Encuentros intermedios. Carta de Daniel García Raso del 27 de marzo de 2022
Estimada gente que vive en la oscuridad:
Limpié el castillo.
Entregué la misiva al padre.
«La locura sonreía en los grifos torcidos», escribió Carmen Laforet en Nada (1945), y la locura en este horizonte por el que deambulamos nos abraza por todas partes con su deje sardónico.
Por eso no pude evitar acercarme al mar después de la carnicería. Necesitaba esquivarla. Allí, al borde, en el filo de ese abismo oscuro que cae más allá de la existencia de las Tierras Intermedias, me detuve al atisbar algo. Me acerqué trémulo, con el mismo miedo, con la misma fascinación y con la misma cautela con la que transito siempre por este mundo arruinado. Era un cliché. Mensajes en botellas. Vuestras misivas. Que no estaban esculpidas en la piedra.
Debería estar acostumbrado, pero sigo convirtiéndome en recluso del éxtasis cada vez que ocurre algo que no debería ocurrir.
Estoy enamorado de manera insana de la incertidumbre…
Leí vuestras palabras.
Aunque vinieran, o me los imaginara, en forma de cliché.
Porque a veces los clichés son como los mitos: retienen en su fantasía o en su vulgaridad ciertos trazos verídicos.
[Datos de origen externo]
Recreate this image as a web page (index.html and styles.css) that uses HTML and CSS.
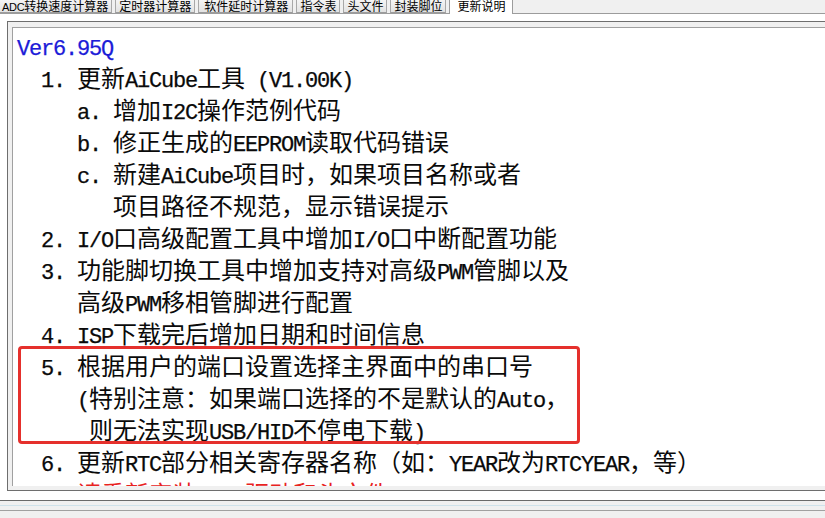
FILE: index.html
```html
<!DOCTYPE html>
<html lang="zh-CN">
<head>
<meta charset="utf-8">
<title>更新说明</title>
<link rel="stylesheet" href="styles.css">
</head>
<body>
<div class="app">
  <div class="tabs">
    <div class="tab first"><span class="tl">ADC</span>转换速度计算器</div>
    <div class="tab">定时器计算器</div>
    <div class="tab wide">软件延时计算器</div>
    <div class="tab">指令表</div>
    <div class="tab">头文件</div>
    <div class="tab">封装脚位</div>
    <div class="tab active">更新说明</div>
  </div>
  <div class="page">
    <div class="frame">
      <div class="doc">
        <div class="ln ver"><span class="l">Ver6.95Q</span></div>
        <div class="ln p24"><span class="l">1. </span>更新<span class="l">AiCube</span>工具<span class="l"> (V1.00K)</span></div>
        <div class="ln p60"><span class="l">a. </span>增加<span class="l">I2C</span>操作范例代码</div>
        <div class="ln p60"><span class="l">b. </span>修正生成的<span class="l">EEPROM</span>读取代码错误</div>
        <div class="ln p60"><span class="l">c. </span>新建<span class="l">AiCube</span>项目时，如果项目名称或者</div>
        <div class="ln p96">项目路径不规范，显示错误提示</div>
        <div class="ln p24"><span class="l">2. I/O</span>口高级配置工具中增加<span class="l">I/O</span>口中断配置功能</div>
        <div class="ln p24"><span class="l">3. </span>功能脚切换工具中增加支持对高级<span class="l">PWM</span>管脚以及</div>
        <div class="ln p60">高级<span class="l">PWM</span>移相管脚进行配置</div>
        <div class="ln p24"><span class="l">4. ISP</span>下载完后增加日期和时间信息</div>
        <div class="hl">
          <div class="ln p24"><span class="l">5. </span>根据用户的端口设置选择主界面中的串口号</div>
          <div class="ln p60"><span class="l">(</span>特别注意：如果端口选择的不是默认的<span class="l">Auto</span>，</div>
          <div class="ln p72">则无法实现<span class="l">USB/HID</span>不停电下载<span class="l">)</span></div>
        </div>
        <div class="ln p24"><span class="l">6. </span>更新<span class="l">RTC</span>部分相关寄存器名称（如：<span class="l">YEAR</span>改为<span class="l">RTCYEAR</span>，等）</div>
        <div class="ln p60 red">请重新安装<span class="l">Keil</span>驱动和头文件</div>
      </div>
    </div>
  </div>
  <div class="footer">
    <div class="rule-blue"></div>
    <div class="rule-gray"></div>
  </div>
</div>
</body>
</html>
```

FILE: styles.css
```css
html, body {
  margin: 0;
  padding: 0;
}
body {
  background: #f0f0f0;
  width: 825px;
  height: 518px;
  overflow: hidden;
}
.app {
  width: 825px;
}

/* tabs */
.tabs {
  display: flex;
  align-items: flex-start;
  gap: 3px;
  height: 14px;
  background: linear-gradient(to top, #9c9c9c 1px, #f0f0f0 1px);
  font-family: "Noto Sans CJK SC", sans-serif;
  font-size: 12px;
  color: #000;
}
.tab {
  height: 13px;
  line-height: 12px;
  padding: 0 3px;
  border-left: 1px solid #a8a8a8;
  border-right: 1px solid #a8a8a8;
  border-bottom: 1px solid #9c9c9c;
  box-sizing: border-box;
  background: linear-gradient(#f4f4f4, #e2e2e2);
  white-space: nowrap;
}
.tab.first {
  border-left: none;
  padding-left: 2px;
}
.tab.wide {
  padding: 0 4px 0 5px;
}
.tl {
  font-family: "Liberation Sans Narrow", "Liberation Sans", sans-serif;
  font-size: 11px;
  letter-spacing: -0.3px;
}
.tab.active {
  height: 14px;
  border-bottom: none;
  background: #fff;
  padding: 0 7px;
  border-color: #9c9c9c;
}

/* page */
.page {
  background: #fff;
  padding: 7px 0 9px 7px;
}
.frame {
  background: #f0f0f0;
  border-top: 1px solid #6e6e6e;
  border-left: 1px solid #6e6e6e;
  border-bottom: 1px solid #6e6e6e;
  padding: 5px 0 4px 4px;
}
.doc {
  position: relative;
  height: 459px;
  box-sizing: border-box;
  overflow: hidden;
  background: #fff;
  border-top: 1px solid #a0a0a0;
  border-left: 1px solid #a0a0a0;
  padding: 1px 0 0 4px;
  font-family: "Noto Sans CJK SC", sans-serif;
  font-size: 24px;
  color: #0a0a0a;
}
.ln {
  height: 32px;
  line-height: 32px;
  white-space: pre;
}
.l {
  font-family: "Liberation Mono", monospace;
  font-size: 22px;
  letter-spacing: -1.2px;
  -webkit-text-stroke: 0.25px currentColor;
}
.ver {
  color: #1c1cd8;
}
.p24 { padding-left: 24px; }
.p60 { padding-left: 60px; }
.p72 { padding-left: 72px; }
.p96 { padding-left: 96px; }
.red {
  color: #e8231f;
}
.hl {
  position: relative;
}
.hl::after {
  content: "";
  position: absolute;
  left: 1px;
  top: -3px;
  width: 562px;
  height: 98px;
  box-sizing: border-box;
  border: 3px solid #e5302c;
  border-radius: 4px;
  pointer-events: none;
}

/* footer */
.footer {
  border-top: 1px solid #6a6a6a;
  padding-top: 4px;
  height: 17px;
  box-sizing: border-box;
}
.rule-blue {
  height: 1px;
  background: #cfe2ea;
  margin-bottom: 4px;
}
.rule-gray {
  height: 1px;
  background: #a0a0a0;
}
```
Como que al jugar a videojuegos habitamos dos mundos, el orgánico y el sintético. Cliché. Pero verdad. Tan verdad como que existimos entre medias, sin definirnos, sin ubicarnos, sin palabras, sin querer, en los márgenes… Y eso es más verdad aquí; eso es más real aquí; eso se maneja muy bien aquí; y eso se maneja muy bien desde fuera; o entre medias…
La soledad es un círculo que cae sobre nosotros, como el tajo que impacta en nuestra gente sin luz y les hace soltar ese grito tan ridículo.
Me siento solo.
Ya desde hace seis meses.
Desde antes del comienzo.
Y los dos mil cuatrocientos minutos que hace que vivo aquí me han hecho sentirme más acompañado.
Por el misterio.
Por el caos.
Por la desolación.
Por la incertidumbre.
Qué irónico.
Y qué cruel.
Cruel como lo es esta dulce pesadilla cuando no duda en bajarnos los humos; cuando destruye con bestialidad nuestras expectativas y nuestra arrogancia.
Paseaba con mi corcel. Llegué a otro sitio. Oteé el horizonte, vi unos perros endemoniados. Me iba a vengar, ahora que era más fuerte desde la vuelta del exilio. Dieciséis mil runas descansaban en mi zurrón. Las perdí todas.
Y de nuevo, en menos de lo que tarda en morir un carnero, me sentí solo.
O acompañado.
O eso quiero creer.
¿De verdad fue tan magna la ofensa?
Esa conexión casi orgánica con mi avatar me llevó de nuevo al olor de la carne quemada, al tacto de las sogas en los cuellos, al poético espesor de la niebla, a la rugosidad de los tejidos, a expresar mi gratitud por no sufrir tripofobia y verme obligado a adentrarme en Caelid.
Temo que la gente llegue a no distinguir lo aparente de lo real.
Desde niños. Treinta y seis años. Quince.
Y un agujero opaco por el que se cuelan los temores, y los sentimientos, sin saber cómo.
Pero tenemos que sobrevivir. Clara. Guillermo. Mateo. Mario. Hay salida entre las vísceras. Hay colectivo en las cascadas de sangre. Hay seriedad en ese estridente grito de dolor. Se hace difícil la soledad, pero no es imbatible. Doblar dedos cuando os sintáis solos; es un buen remedio.